You know how Nidhogg is just one thing, and it’s super simple and slightly just…nothing, but you can spend ages with it and it’s got an incredibly high skill ceiling, and there’s no flaws at all and they’ve just sort of achieved everything they set out to do without making a big deal out of it? It’s that kind of game.
Kill The Crows is such a pure, condensed game. So rare to find a gameplay loop so utterly on the mark. Every moment is a small crisis where you’re either lost in a flow state, or you’re dead - and then right back into the action a couple seconds later.
Can’t believe how few people talk about this cult classic-in-waiting. It’s really charming.
If you enjoyed Kill The Crows, I highly recommend Akane. It’s the same basic gameplay loop (one map area, single hit enemies, every 50 enemies is a boss fight) but Akane has a cyberpunk aesthetic. I don’t understand how these two games were made by different developers given the similarities.

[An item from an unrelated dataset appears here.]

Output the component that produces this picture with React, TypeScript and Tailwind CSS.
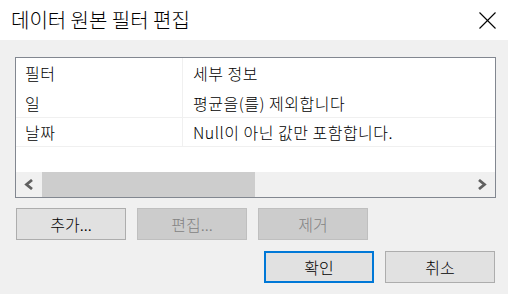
import React from 'react'

const font = { fontFamily: '"Noto Sans CJK KR", "Noto Sans", sans-serif' }

const rows = [
  { name: '일', detail: '평균을(를) 제외합니다' },
  { name: '날짜', detail: 'Null이 아닌 값만 포함합니다.' },
]

function Chevron({ dir }: { dir: 'left' | 'right' }) {
  return (
    <svg width="10" height="11" viewBox="0 0 10 11" fill="none">
      <polyline
        points={dir === 'left' ? '8,1 2.5,5.5 8,10' : '2,1 7.5,5.5 2,10'}
        stroke="#606060"
        strokeWidth="2.8"
      />
    </svg>
  )
}

function Button({
  label,
  disabled,
  primary,
}: {
  label: string
  disabled?: boolean
  primary?: boolean
}) {
  const base = 'h-[32px] w-[110px] flex items-center justify-center text-[16px] leading-none font-light'
  if (disabled)
    return <div className={`${base} bg-[#cccccc] border border-[#bfbfbf] text-[#838383]`}>{label}</div>
  if (primary)
    return <div className={`${base} bg-[#e1e1e1] border-2 border-[#0078d7] text-black`}>{label}</div>
  return <div className={`${base} bg-[#e1e1e1] border border-[#adadad] text-black`}>{label}</div>
}

export default function App() {
  return (
    <div className="w-[508px] h-[294px] flex flex-col bg-[#f0f0f0]" style={font}>
      {/* Title bar */}
      <div className="h-10 bg-white flex items-center justify-between pl-[11px] pr-[12px]">
        <span className="text-[20px] text-black leading-none font-light">데이터 원본 필터 편집</span>
        <svg width="17" height="17" viewBox="0 0 17 17">
          <line x1="0.5" y1="0.5" x2="16.5" y2="16.5" stroke="#000" strokeWidth="1.1" />
          <line x1="16.5" y1="0.5" x2="0.5" y2="16.5" stroke="#000" strokeWidth="1.1" />
        </svg>
      </div>

      <div className="flex-1 flex flex-col pt-[17px] pl-[15px] pr-[12px]">
        {/* Filter list */}
        <div className="h-[141px] border border-[#828790] bg-white flex flex-col text-[16px] font-light tracking-[0.5px] text-black">
          <div className="h-[30px] flex">
            <div className="w-[167px] border-r border-[#f0f0f0] pl-[9px] flex items-center">필터</div>
            <div className="flex-1 pl-[10px] flex items-center">세부 정보</div>
          </div>
          {rows.map((r, i) => (
            <div
              key={r.name}
              className={`${i === 0 ? 'h-[30px]' : 'h-[29px]'} flex border-b border-[#f0f0f0]`}
            >
              <div className="w-[167px] border-r border-[#f0f0f0] pl-[9px] flex items-center">{r.name}</div>
              <div className="flex-1 pl-[10px] flex items-center">{r.detail}</div>
            </div>
          ))}
          <div className="flex-1" />
          {/* Horizontal scrollbar */}
          <div className="h-[25px] flex bg-[#f0f0f0]">
            <div className="w-[26px] flex items-center justify-center">
              <Chevron dir="left" />
            </div>
            <div className="flex-1 flex">
              <div className="w-[213px] bg-[#cdcdcd]" />
            </div>
            <div className="w-[26px] flex items-center justify-center">
              <Chevron dir="right" />
            </div>
          </div>
        </div>

        {/* Action buttons */}
        <div className="flex gap-[11px] mt-[10px] ml-px">
          <Button label="추가..." />
          <Button label="편집..." disabled />
          <Button label="제거" disabled />
        </div>

        <div className="flex gap-[11px] mt-[11px] justify-end mr-px">
          <Button label="확인" primary />
          <Button label="취소" />
        </div>
      </div>
    </div>
  )
}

The one hit kill is an incredibly meaningful choice, and I feel like it drives a lot of other decisions as well. It forces the player to be completely unburdened by the weight of their actions, killing without a thought. The second you fret about your next move, the flow is interrupted, and your survival chances drop.
And since you spend so little time on any single enemy, that drives decisions about how success is measured, etc etc. The similarities fall into place when you hew very closely to the single hit kill mechanic.
I don’t fault Ludic at all for the similarities here, it’s an innocent case of carcinization. If you’re going to make a game whose loop is so tight that you can boot up the game and enter an extremely satisfying flow state in a minute flat, you make something like this. I’m definitely going to check out Akane next.